TASK TO CARRY OUT. Across the listing below, how many lines hold "styles"? Reply with the number by itself.

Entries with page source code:
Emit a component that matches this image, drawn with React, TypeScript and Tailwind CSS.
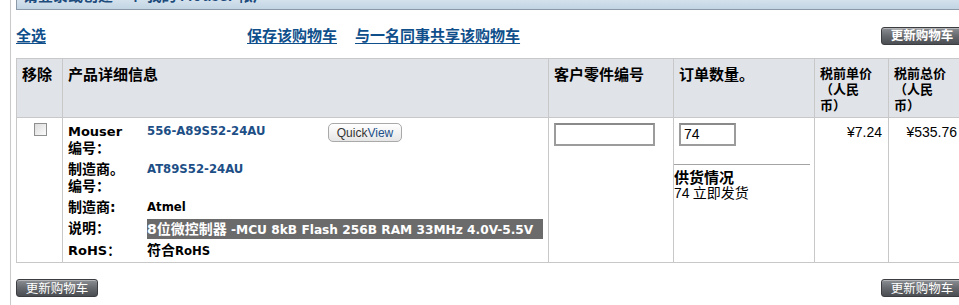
const cjk = '"Noto Sans CJK SC", sans-serif';
const arial = '"Liberation Sans", Arial, sans-serif';

function UpdateButton() {
  return (
    <button
      type="button"
      className="flex h-[18px] w-[82px] items-center justify-center rounded-[3px] border border-[#3b3d40] bg-gradient-to-b from-[#8c8f93] via-[#66696d] to-[#4a4d51] text-[12.5px] leading-none text-white shadow-[inset_0_1px_0_rgba(255,255,255,0.35)]"
      style={{ fontFamily: cjk }}
    >
      更新购物车
    </button>
  );
}

// CJK runs inside the Verdana-like bold text sit a little larger
function Zh({ children }: { children: React.ReactNode }) {
  return <span className="text-[14px]">{children}</span>;
}

function DetailRow({
  label,
  children,
  span,
}: {
  label: React.ReactNode;
  children?: React.ReactNode;
  span?: boolean;
}) {
  return (
    <>
      <div className="py-[2px] text-[13px] font-bold leading-[17px] text-black">{label}</div>
      <div className={`py-[2px] text-[11.7px] font-bold leading-[17px] ${span ? 'col-span-2' : ''}`}>
        {children}
      </div>
    </>
  );
}

export default function App() {
  const headCell =
    'border border-[#c8c8c8] px-[5px] pt-[6px] text-left align-top font-bold text-black [text-spacing-trim:space-all]';

  return (
    <div
      className="h-[305px] w-[959px] overflow-hidden bg-white pl-[10px]"
      style={{ fontFamily: '"DejaVu Sans", "Noto Sans CJK SC", sans-serif' }}
    >
      <div className="h-full w-[954px] border-l border-[#cacaca] pl-[5px]">
        {/* cut-off title bar */}
        <div className="h-[10px] w-[960px] overflow-hidden border-b border-l border-[#8c9aa8] bg-gradient-to-b from-[#d3e1ec] to-[#c2d4e3]">
          <div
            className="-mt-[14px] pl-[6px] text-[15px] font-bold leading-[17px] text-[#1d4b7c]"
            style={{ fontFamily: cjk }}
          >
            请登录或创建一个 我的 Mouser 帐户
          </div>
        </div>

        <div className="w-[947px]">
          {/* action links */}
          <div
            className="mt-[17px] flex h-[17px] items-center text-[15px] font-bold text-[#0f4f8b]"
            style={{ fontFamily: cjk }}
          >
            <a className="underline underline-offset-2">全选</a>
            <a className="ml-[201px] underline underline-offset-2">保存该购物车</a>
            <a className="ml-[18px] underline underline-offset-2">与一名同事共享该购物车</a>
            <div className="ml-auto">
              <UpdateButton />
            </div>
          </div>

          {/* cart table */}
          <table className="mt-[14px] w-[947px] table-fixed border-collapse">
            <colgroup>
              <col className="w-[46px]" />
              <col className="w-[486px]" />
              <col className="w-[125px]" />
              <col className="w-[141px]" />
              <col className="w-[74px]" />
              <col className="w-[75px]" />
            </colgroup>
            <thead>
              <tr className="h-[59px] bg-[#e0e3e8]" style={{ fontFamily: cjk }}>
                <th className={`${headCell} text-[15px] leading-[18px]`}>移除</th>
                <th className={`${headCell} text-[15px] leading-[18px]`}>产品详细信息</th>
                <th className={`${headCell} text-[15px] leading-[18px]`}>客户零件编号</th>
                <th className={`${headCell} text-[15px] leading-[18px]`}>订单数量。</th>
                <th className={`${headCell} text-[13px] leading-[16px]`}>
                  税前单价
                  <br />
                  （人民
                  <br />
                  币）
                </th>
                <th className={`${headCell} text-[13px] leading-[16px]`}>
                  税前总价
                  <br />
                  （人民
                  <br />
                  币）
                </th>
              </tr>
            </thead>
            <tbody>
              <tr className="h-[144px]">
                <td className="border border-[#c8c8c8] pt-[5px] align-top">
                  <div className="ml-[17px] h-[13px] w-[13px] border border-[#8e8f8f] bg-gradient-to-br from-[#dcdcdc] to-[#fbfbfb]" />
                </td>

                <td className="border border-[#c8c8c8] px-[5px] pt-[3px] align-top">
                  <div className="grid grid-cols-[79px_181px_auto]">
                    <DetailRow
                      label={
                        <>
                          Mouser
                          <br />
                          <Zh>编号：</Zh>
                        </>
                      }
                    >
                      <a className="text-[#1d4f86]">556-A89S52-24AU</a>
                    </DetailRow>
                    <div className="pt-[2px]">
                      <button
                        type="button"
                        className="flex h-[19px] w-[74px] items-center justify-center rounded-[5px] border border-[#a9a9a9] bg-gradient-to-b from-[#ffffff] to-[#e6e6e6] text-[12px] leading-none"
                        style={{ fontFamily: arial }}
                      >
                        <span className="text-[#333333]">Quick</span>
                        <span className="text-[#1a4f8a]">View</span>
                      </button>
                    </div>

                    <DetailRow
                      span
                      label={
                        <Zh>
                          制造商。
                          <br />
                          编号：
                        </Zh>
                      }
                    >
                      <a className="text-[#1d4f86]">AT89S52-24AU</a>
                    </DetailRow>

                    <DetailRow span label={<Zh>制造商:</Zh>}>
                      <span className="text-black">Atmel</span>
                    </DetailRow>

                    <DetailRow span label={<Zh>说明：</Zh>}>
                      <div className="-my-[1px] h-[20px] w-[396px] bg-[#6b6b6b] text-[12.2px] leading-[20px] text-white">
                        <Zh>8位微控制器</Zh> -MCU 8kB Flash 256B RAM 33MHz 4.0V-5.5V
                      </div>
                    </DetailRow>

                    <DetailRow span label="RoHS：">
                      <span className="text-black">
                        <Zh>符合</Zh>RoHS
                      </span>
                    </DetailRow>
                  </div>
                </td>

                <td className="border border-[#c8c8c8] px-[5px] pt-[5px] align-top">
                  <div className="h-[23px] w-[101px] border-2 border-[#9c9c9c] border-t-[#8a8a8a] bg-white" />
                </td>

                <td className="border border-[#c8c8c8] pt-[5px] align-top">
                  <div
                    className="ml-[5px] flex h-[23px] w-[57px] items-center border-2 border-[#9c9c9c] border-t-[#8a8a8a] bg-white pl-[3px] text-[14px] text-black"
                    style={{ fontFamily: arial }}
                  >
                    74
                  </div>
                  <div className="mr-[4px] mt-[18px] border-t border-[#a3a3a3]" />
                  <div className="mt-[3px] text-black" style={{ fontFamily: cjk }}>
                    <div className="text-[15px] font-bold leading-[17px]">供货情况</div>
                    <div className="text-[14px] leading-[15px]">
                      <span style={{ fontFamily: arial }}>74</span> 立即发货
                    </div>
                  </div>
                </td>

                <td
                  className="border border-[#c8c8c8] pr-[6px] pt-[6px] text-right align-top text-[14px] leading-[16px] text-black"
                  style={{ fontFamily: arial }}
                >
                  ¥7.24
                </td>
                <td
                  className="border border-[#c8c8c8] pr-[6px] pt-[6px] text-right align-top text-[14px] leading-[16px] text-black"
                  style={{ fontFamily: arial }}
                >
                  ¥535.76
                </td>
              </tr>
            </tbody>
          </table>

          {/* bottom buttons */}
          <div className="mt-[16px] flex items-center justify-between">
            <UpdateButton />
            <UpdateButton />
          </div>
        </div>
      </div>
    </div>
  );
}
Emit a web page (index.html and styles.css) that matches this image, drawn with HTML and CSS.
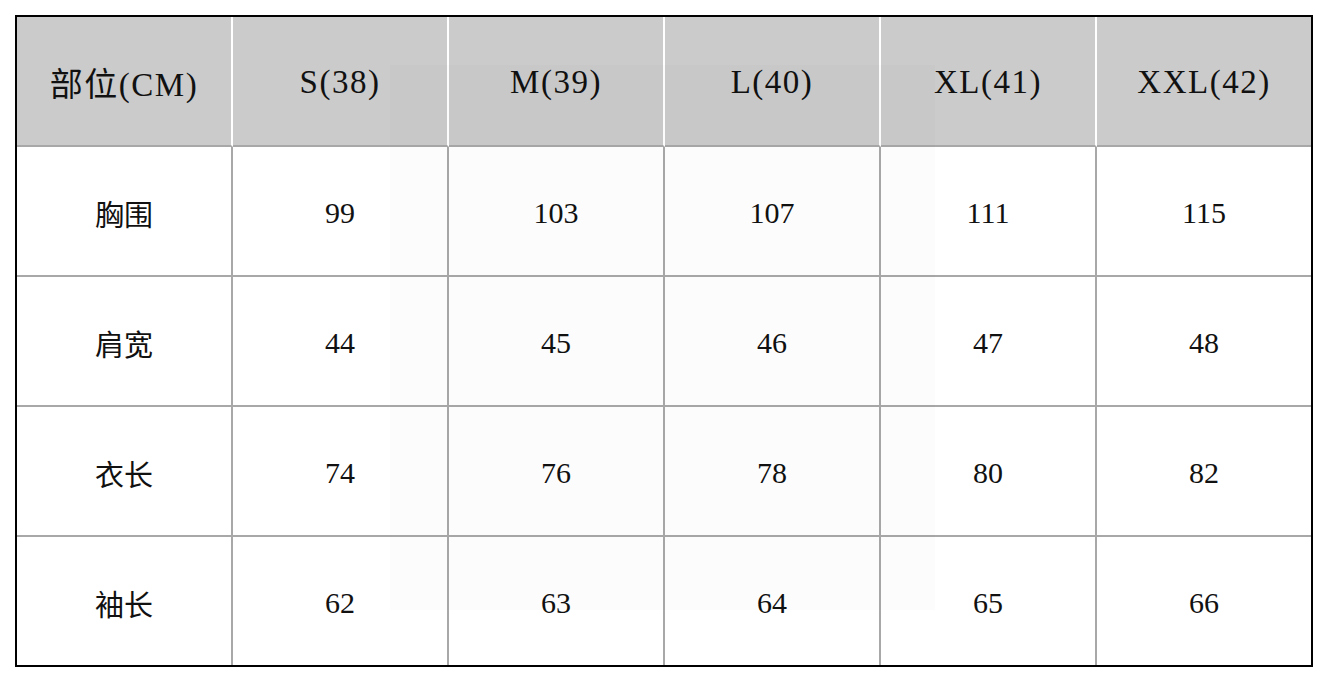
FILE: index.html
```html
<!DOCTYPE html>
<html lang="zh-CN">
<head>
<meta charset="utf-8">
<title>尺码表</title>
<link rel="stylesheet" href="styles.css">
</head>
<body>
<div class="sheet">
  <table class="size-table">
    <colgroup>
      <col class="c"><col class="c"><col class="c"><col class="c"><col class="c"><col class="c-last">
    </colgroup>
    <thead>
      <tr>
        <th>部位(CM)</th>
        <th>S(38)</th>
        <th>M(39)</th>
        <th>L(40)</th>
        <th>XL(41)</th>
        <th>XXL(42)</th>
      </tr>
    </thead>
    <tbody>
      <tr><td class="name">胸围</td><td>99</td><td>103</td><td>107</td><td>111</td><td>115</td></tr>
      <tr><td class="name">肩宽</td><td>44</td><td>45</td><td>46</td><td>47</td><td>48</td></tr>
      <tr><td class="name">衣长</td><td>74</td><td>76</td><td>78</td><td>80</td><td>82</td></tr>
      <tr><td class="name">袖长</td><td>62</td><td>63</td><td>64</td><td>65</td><td>66</td></tr>
    </tbody>
  </table>
  <div class="watermark"></div>
</div>
</body>
</html>
```

FILE: styles.css
```css
html, body {
  margin: 0;
  padding: 0;
  background: #ffffff;
}

body {
  padding: 15px;
}

.sheet {
  position: relative;
  width: 1298px;
}

.size-table {
  border-collapse: separate;
  border-spacing: 0;
  table-layout: fixed;
  width: 1298px;
  border: 2px solid #000000;
  font-family: "Liberation Serif", "Noto Sans CJK SC", serif;
  color: #111111;
}

.size-table col.c { width: 216px; }
.size-table col.c-last { width: 214px; }

.size-table th,
.size-table td {
  padding: 4px 0 0 0;
  text-align: center;
  vertical-align: middle;
  box-sizing: border-box;
}

.size-table th {
  height: 130px;
  background: #cbcbcb;
  border-right: 2px solid #ffffff;
  border-bottom: 2px solid #a8a8a8;
  font-weight: normal;
  font-size: 33px;
  letter-spacing: 1.5px;
  padding-top: 2px;
}

.size-table td {
  height: 130px;
  border-right: 2px solid #a8a8a8;
  border-bottom: 2px solid #a8a8a8;
  font-size: 30px;
}

.size-table td.name {
  font-family: "Noto Sans CJK SC", sans-serif;
  font-size: 29px;
}

.size-table th:last-child,
.size-table td:last-child {
  border-right: none;
}

.size-table tbody tr:last-child td {
  border-bottom: none;
  height: 128px;
}

.watermark {
  position: absolute;
  left: 375px;
  top: 50px;
  width: 545px;
  height: 545px;
  background: rgba(0, 0, 0, 0.01);
  pointer-events: none;
}
```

WRITTEN RESPONSE. 3